___ DATA PROVIDED
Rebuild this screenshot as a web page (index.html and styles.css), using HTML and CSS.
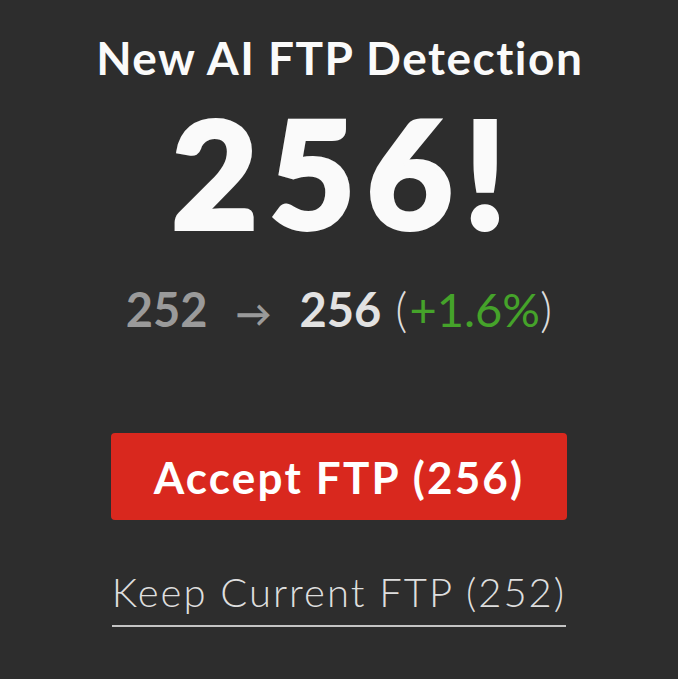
FILE: index.html
```html
<!DOCTYPE html>
<html>
<head>
<meta charset="utf-8">
<link rel="stylesheet" href="styles.css">
</head>
<body>
<main class="panel">
  <h1 class="title">New AI FTP Detection</h1>
  <div class="big">256!</div>
  <div class="compare">
    <span class="old">252</span>
    <span class="arrow">→</span>
    <span class="new">256</span>
    <span class="paren">(</span><span class="pct">+1.6%</span><span class="paren">)</span>
  </div>
  <button class="accept">Accept FTP (256)</button>
  <a class="keep" href="#">Keep Current FTP (252)</a>
</main>
</body>
</html>
```

FILE: styles.css
```css
html, body {
  margin: 0;
  padding: 0;
  background: #2d2d2d;
}
body {
  width: 678px;
  height: 679px;
  overflow: hidden;
  font-family: Lato, "Noto Sans", sans-serif;
}
.panel {
  display: flex;
  flex-direction: column;
  align-items: center;
  padding-top: 35px;
}
.title {
  margin: 0;
  font-size: 46px;
  line-height: 46px;
  font-weight: 700;
  color: #fafafa;
  letter-spacing: 1.5px;
  text-indent: 1.5px;
}
.big {
  margin-top: 16px;
  font-size: 149px;
  line-height: 149px;
  font-weight: 900;
  color: #fafafa;
  -webkit-text-stroke: 4px #fafafa;
  letter-spacing: 11px;
  text-indent: 11px;
}
.compare {
  margin-top: 40px;
  font-size: 47px;
  line-height: 47px;
  display: flex;
  align-items: baseline;
  white-space: pre;
}
.old {
  color: #9a9a9a;
  font-weight: 700;
}
.arrow {
  color: #9a9a9a;
  font-weight: 700;
  margin: 0 28px;
  font-size: 36px;
}
.new {
  color: #e2e2e2;
  font-weight: 700;
  margin-right: 14px;
}
.paren {
  color: #dcdcdc;
  font-weight: 300;
}
.pct {
  color: #45a32a;
  font-weight: 400;
  margin-left: 2px;
}
.accept {
  margin-top: 96px;
  width: 456px;
  height: 87px;
  border: none;
  border-radius: 4px;
  background: #d9281e;
  color: #ffffff;
  font-family: inherit;
  font-size: 44px;
  font-weight: 700;
  letter-spacing: 2.2px;
  display: flex;
  align-items: center;
  justify-content: center;
  padding: 0;
}
.keep {
  margin-top: 52px;
  font-size: 40px;
  line-height: 40px;
  font-weight: 300;
  color: #dedede;
  text-decoration: none;
  letter-spacing: 2px;
  padding-bottom: 13px;
  border-bottom: 2px solid #c4c4c4;
}
```
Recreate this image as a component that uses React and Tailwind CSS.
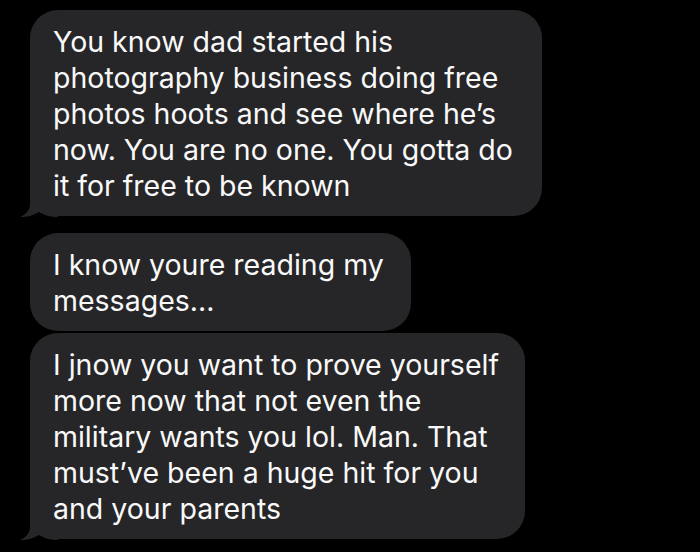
______
INSTRUCTION:
Leave out the pictures and copy everything else in the records word for word.

EXERCISE ANSWER:
Rebuild this screenshot as a web page (index.html and styles.css), using HTML and CSS.
FILE: index.html
```html
<!DOCTYPE html>
<html>
<head>
<meta charset="utf-8">
<link rel="stylesheet" href="styles.css">
</head>
<body>
<main class="panel">
  <h1 class="title">New AI FTP Detection</h1>
  <div class="big">256!</div>
  <div class="compare">
    <span class="old">252</span>
    <span class="arrow">→</span>
    <span class="new">256</span>
    <span class="paren">(</span><span class="pct">+1.6%</span><span class="paren">)</span>
  </div>
  <button class="accept">Accept FTP (256)</button>
  <a class="keep" href="#">Keep Current FTP (252)</a>
</main>
</body>
</html>
```

FILE: styles.css
```css
html, body {
  margin: 0;
  padding: 0;
  background: #2d2d2d;
}
body {
  width: 678px;
  height: 679px;
  overflow: hidden;
  font-family: Lato, "Noto Sans", sans-serif;
}
.panel {
  display: flex;
  flex-direction: column;
  align-items: center;
  padding-top: 35px;
}
.title {
  margin: 0;
  font-size: 46px;
  line-height: 46px;
  font-weight: 700;
  color: #fafafa;
  letter-spacing: 1.5px;
  text-indent: 1.5px;
}
.big {
  margin-top: 16px;
  font-size: 149px;
  line-height: 149px;
  font-weight: 900;
  color: #fafafa;
  -webkit-text-stroke: 4px #fafafa;
  letter-spacing: 11px;
  text-indent: 11px;
}
.compare {
  margin-top: 40px;
  font-size: 47px;
  line-height: 47px;
  display: flex;
  align-items: baseline;
  white-space: pre;
}
.old {
  color: #9a9a9a;
  font-weight: 700;
}
.arrow {
  color: #9a9a9a;
  font-weight: 700;
  margin: 0 28px;
  font-size: 36px;
}
.new {
  color: #e2e2e2;
  font-weight: 700;
  margin-right: 14px;
}
.paren {
  color: #dcdcdc;
  font-weight: 300;
}
.pct {
  color: #45a32a;
  font-weight: 400;
  margin-left: 2px;
}
.accept {
  margin-top: 96px;
  width: 456px;
  height: 87px;
  border: none;
  border-radius: 4px;
  background: #d9281e;
  color: #ffffff;
  font-family: inherit;
  font-size: 44px;
  font-weight: 700;
  letter-spacing: 2.2px;
  display: flex;
  align-items: center;
  justify-content: center;
  padding: 0;
}
.keep {
  margin-top: 52px;
  font-size: 40px;
  line-height: 40px;
  font-weight: 300;
  color: #dedede;
  text-decoration: none;
  letter-spacing: 2px;
  padding-bottom: 13px;
  border-bottom: 2px solid #c4c4c4;
}
```
Recreate this image as a component that uses React and Tailwind CSS.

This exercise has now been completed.